Ciertos pensadores parecen tener un destino más novelístico que filosófico. Ninguneados o vapuleados en su época, son rescatados y celebrados cien o doscientos años más tarde como maestros imprescindibles para tiempos convulsos.
Outsiders, moviéndose por los bordes de las instituciones académicas y pensando por fuera de lo políticamente correcto de su propia era, le pasan a la historia el cepillo a contrapelo (para decirlo con Walter Benjamin) y podrían afirmar -como el loco de Nietzsche que anuncia la muerte de Dios-, “he llegado demasiado temprano”. Como todo profeta, portan un mensaje que nadie quiere oír.
Ellos, Nietzsche y Benjamin, representan cabales ejemplos de esos pensadores inactuales. Pero antes, un nombre que reverbera: Baruch Spinoza. El bendito (eso significa en hebreo Baruj) maldito. Expulsado, excluido, demonizado… pero fundamentalmente, mal leído. ¿Hasta ahora?
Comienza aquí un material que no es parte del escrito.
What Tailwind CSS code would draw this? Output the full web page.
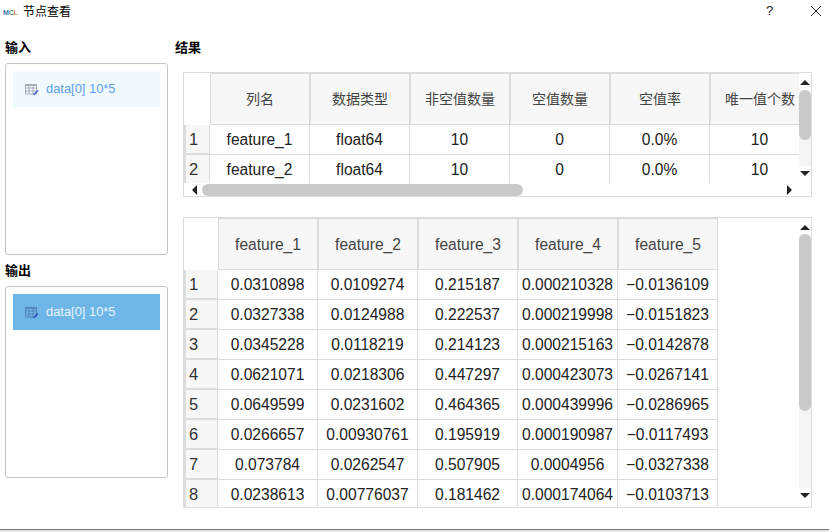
<!DOCTYPE html>
<html lang="en">

<head>
    <meta charset="UTF-8">
    <title>节点查看</title>
    <script src="https://cdn.jsdelivr.net/npm/@tailwindcss/browser@4"></script>
</head>

<body class="bg-white overflow-hidden font-['Liberation_Sans','Noto_Sans_CJK_SC',sans-serif] text-[#222]">
    <div class="flex flex-col w-[829px] h-[532px]">
        <!-- Title bar -->
        <header class="flex items-center h-[24px] shrink-0">
            <div class="flex w-[23px] pl-[3px] text-[7px] leading-none font-bold tracking-[-0.2px]">
                <span class="text-[#2f7f9f]">M</span><span class="text-[#5b8aa0]">C</span><span class="text-[#c98a4a]">L</span>
            </div>
            <span class="text-[12px] leading-none text-black">节点查看</span>
            <span class="ml-[695px] mb-[3px] w-[8px] text-[13px] leading-none text-[#222]">?</span>
            <svg class="ml-[36px] mb-[2px]" width="12" height="12" viewBox="0 0 12 12" fill="none" stroke="#222" stroke-width="1">
                <path d="M1 1 L11 11 M11 1 L1 11" />
            </svg>
        </header>

        <main class="flex flex-1 min-h-0">
            <!-- Left column -->
            <aside class="flex flex-col w-[163px] ml-[5px] pt-[16px] shrink-0">
                <h2 class="h-[16px] mb-[7px] text-[13px] leading-[16px] font-bold text-black">输入</h2>
                <div class="h-[192px] p-[7px] border border-[#c4c4c4] rounded-[3px]">
                    <div class="flex items-center h-[36px] pl-[12px] bg-[#f0f9ff] text-[12.9px] text-[#5f9ff0]">
                        <svg class="mr-[7px]" width="14" height="13" viewBox="0 0 14 13" fill="none">
                            <path d="M0.5 1.5h11v9.5h-11z M0.5 5h11 M0.5 8h11 M4 3v8 M8 3v8" stroke="#a9adb5" stroke-width="1" />
                            <path d="M0.5 1h11v2h-11z" fill="#a9adb5" />
                            <path d="M8.5 12 L13 7.5" stroke="#4a62d8" stroke-width="1.6" />
                        </svg>
                        data[0] 10*5
                    </div>
                </div>
                <h2 class="h-[16px] mt-[8px] mb-[7px] text-[13px] leading-[16px] font-bold text-black">输出</h2>
                <div class="h-[192px] p-[7px] border border-[#c4c4c4] rounded-[3px]">
                    <div class="flex items-center h-[36px] pl-[12px] bg-[#6eb6e8] text-[12.9px] text-[#e6f3fc]">
                        <svg class="mr-[7px]" width="14" height="13" viewBox="0 0 14 13" fill="none">
                            <path d="M0.5 1.5h11v9.5h-11z M0.5 5h11 M0.5 8h11 M4 3v8 M8 3v8" stroke="#5288bd" stroke-width="1" />
                            <path d="M0.5 1h11v2h-11z" fill="#5288bd" />
                            <path d="M8.5 12 L13 7.5" stroke="#2f50d0" stroke-width="1.6" />
                        </svg>
                        data[0] 10*5
                    </div>
                </div>
            </aside>

            <!-- Right column -->
            <section class="flex flex-col w-[637px] ml-[7px] pt-[16px]">
                <h2 class="h-[16px] mb-[16px] text-[13px] leading-[16px] font-bold text-black">结果</h2>

                <!-- Summary table -->
                <div class="flex flex-col w-[629px] h-[125px] ml-[8px] border border-[#dcdcdc]">
                    <div class="flex h-[110px]">
                        <div class="flex-1 overflow-hidden" id="summary"></div>
                        <div class="flex flex-col items-center w-[12px] shrink-0">
                            <svg class="mt-[7px] mb-[5px]" width="10" height="5" viewBox="0 0 10 5"><path d="M5 0 L10 5 H0z" fill="#222" /></svg>
                            <div class="w-full h-[76px] bg-[#f5f5f5]">
                                <div class="w-full h-[50px] rounded-full bg-[#c8c9cb]"></div>
                            </div>
                            <svg class="mt-[5px]" width="10" height="5" viewBox="0 0 10 5"><path d="M0 0 H10 L5 5z" fill="#222" /></svg>
                        </div>
                    </div>
                    <div class="flex items-center h-[13px]">
                        <svg class="ml-[8px] mr-[5px]" width="5" height="10" viewBox="0 0 5 10"><path d="M5 0 V10 L0 5z" fill="#222" /></svg>
                        <div class="w-[321px] h-[12px] rounded-full bg-[#c8c9cb]"></div>
                        <svg class="ml-[264px]" width="5" height="10" viewBox="0 0 5 10"><path d="M0 0 L5 5 L0 10z" fill="#222" /></svg>
                    </div>
                </div>

                <!-- Data table -->
                <div class="flex w-[629px] h-[291px] ml-[8px] mt-[20px] border border-[#dcdcdc]">
                    <div class="flex-1 overflow-hidden" id="data"></div>
                    <div class="flex flex-col items-center w-[12px] shrink-0">
                        <svg class="mt-[7px] mb-[4px]" width="10" height="5" viewBox="0 0 10 5"><path d="M5 0 L10 5 H0z" fill="#222" /></svg>
                        <div class="w-full h-[254px] bg-[#f5f5f5]">
                            <div class="w-full h-[177px] rounded-full bg-[#c8c9cb]"></div>
                        </div>
                        <svg class="mt-[5px]" width="10" height="5" viewBox="0 0 10 5"><path d="M0 0 H10 L5 5z" fill="#222" /></svg>
                    </div>
                </div>
            </section>
        </main>

        <footer class="h-[3px] shrink-0 border-t border-[#777] bg-[#e6e6e6]"></footer>
    </div>

    <script>
        const headCls = 'flex items-center justify-center shrink-0 w-[100px] pt-[1px] bg-[#f7f7f7] border border-[#dcdcdc] text-[#444]';
        const numCls = 'flex items-center shrink-0 pl-[3px] pt-[1px] h-[30px] bg-[#f7f7f7] border-l-2 border-r border-b-2 border-[#dcdcdc] text-[16.5px] text-[#333]';
        const cellCls = 'flex items-center justify-center shrink-0 w-[100px] h-[30px] border-r border-b border-[#dcdcdc] text-[15.6px]';

        function buildTable(id, numW, headH, headSize, head, rows) {
            const cornerW = 'width:' + numW + 'px';
            let html = '<div class="flex w-max ' + headSize + '" style="height:' + headH + 'px"><div class="shrink-0" style="' + cornerW + '"></div>';
            head.forEach(h => { html += `<div class="${headCls}">${h}</div>`; });
            html += '</div>';
            rows.forEach((row, i) => {
                html += `<div class="flex w-max"><div class="${numCls}" style="${cornerW}">${i + 1}</div>`;
                row.forEach(c => { html += `<div class="${cellCls}">${c}</div>`; });
                html += '</div>';
            });
            document.getElementById(id).innerHTML = html;
        }

        buildTable('summary', 26, 52, 'text-[14px]',
            ['列名', '数据类型', '非空值数量', '空值数量', '空值率', '唯一值个数'],
            [
                ['feature_1', 'float64', '10', '0', '0.0%', '10'],
                ['feature_2', 'float64', '10', '0', '0.0%', '10']
            ]);

        buildTable('data', 34, 52, 'text-[15.6px]',
            ['feature_1', 'feature_2', 'feature_3', 'feature_4', 'feature_5'],
            [
                ['0.0310898', '0.0109274', '0.215187', '0.000210328', '−0.0136109'],
                ['0.0327338', '0.0124988', '0.222537', '0.000219998', '−0.0151823'],
                ['0.0345228', '0.0118219', '0.214123', '0.000215163', '−0.0142878'],
                ['0.0621071', '0.0218306', '0.447297', '0.000423073', '−0.0267141'],
                ['0.0649599', '0.0231602', '0.464365', '0.000439996', '−0.0286965'],
                ['0.0266657', '0.00930761', '0.195919', '0.000190987', '−0.0117493'],
                ['0.073784', '0.0262547', '0.507905', '0.0004956', '−0.0327338'],
                ['0.0238613', '0.00776037', '0.181462', '0.000174064', '−0.0103713']
            ]);
    </script>
</body>

</html>
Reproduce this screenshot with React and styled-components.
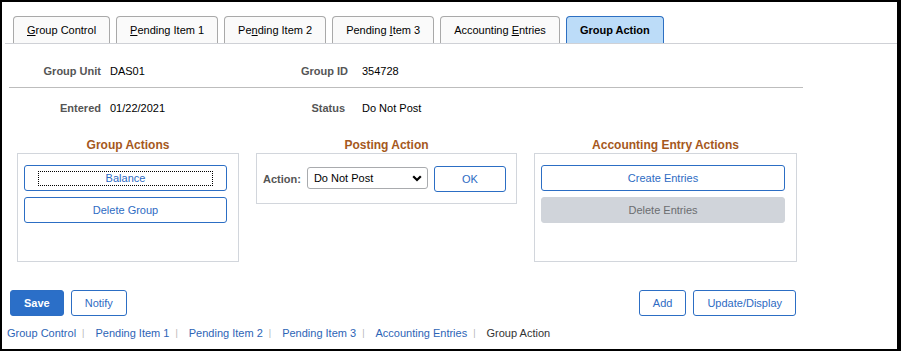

A partir del siglo XIX se registran ingentes esfuerzos para restituirle el lugar que sin duda le corresponde. Como dijo Hegel (antes de deshacerse de él como de una piedra en el zapato), quien se dedica a la filosofía primero debe ser spinoziano… y luego armar su propio sistema. Pero es el siglo XX la era más pródiga en intentos de recuperar las trazas de un pensador que se considera, con razón, precursor: de la filosofía política, de la crítica bíblica y de muchos otros campos de pensamiento centrales en la modernidad.

Mas esta avalancha de comentadores tiene su lado bueno -volver a poner en circulación una obra genial- y su lado malo: muchos de ellos, animados por justificados ímpetus y pasiones spinozianas, han incurrido en apropiaciones de dudosa legitimidad. Mediante anacronismos -Negri fabrica un Spinoza “marxista”, Althusser hace del holandés un autor del mayo francés, Deleuze uno rizomático, otros lo acercan a las neurociencias, al budismo o a una banal prédica new age…- o directamente distorsiones que le hacen decir lo que conviene a cierta posición interesada, los mil y un Spinozas que circulan en la arborescente bibliografía actual parecen más fichas de tableros previamente armados que aspectos propios de su compleja e intrincada escritura. Kant decía que el científico va a la Naturaleza con la pregunta en una mano y la respuesta en la otra.
Muchos spinozistas actuales parecen cometer el mismo pecado… No encuentran, en el holandés, otra cosa que lo que han puesto ahí antes. No hay debilidad más humana -y por qué los filósofos estarían libres de ella?- que querer autorizar las propias convicciones encontrando un antecesor, una voz elevada que consagre las verdades que se intenta enunciar. Heidegger advertía contra el peligro de creer que un lector actual puede “entender” a Heráclito. Nada en nuestro mundo, decía, se asemeja a la situación vital del griego, no por nada llamado “el oscuro”.

Con Spinoza, si bien nos separa de él una distancia temporal mucho menor, la situación no es muy diferente. Porque son muchos los factores que nos alejan: ¿cómo entender el funcionamiento de la cabeza de un judío descendiente de marranos, alfabetizado en la lectura de los textos bíblicos y talmúdicos, en conflicto con las autoridades de su comunidad pero, a la vez, en honda sintonía con esos textos, en medio de una Holanda calvinista? ¿No son acaso esos libros -la Biblia hebrea, el Talmud, la Cábala- aún negados, silenciados y distorsionados en la cultura occidental y cristiana?
Llevo más de dos décadas de spinozear. De leerlo, pensarlo, darle vueltas, bordearlo, aludirlo, soñarlo. Pero algo, un rasgo esencial, un carozo de su pensamiento permanecía ajeno, me eludía. El libro Spinoza en la encrucijada, próximo a publicarse, es un intento de “pelar ese hueso”, de rozar ese núcleo sin pretender dilucidar sus últimas significaciones… Sin la ilusión de una comprensión sin falla, propongo simplemente leer. A la letra. Sin saber qué vamos a encontrar allí, sin presuponer lo que va a decir. Más bien, dejarnos habitar por su voz y permitir que su letra guíe la lectura, a fin de percibir fugazmente la verdad “que relumbra en un instante de peligro”.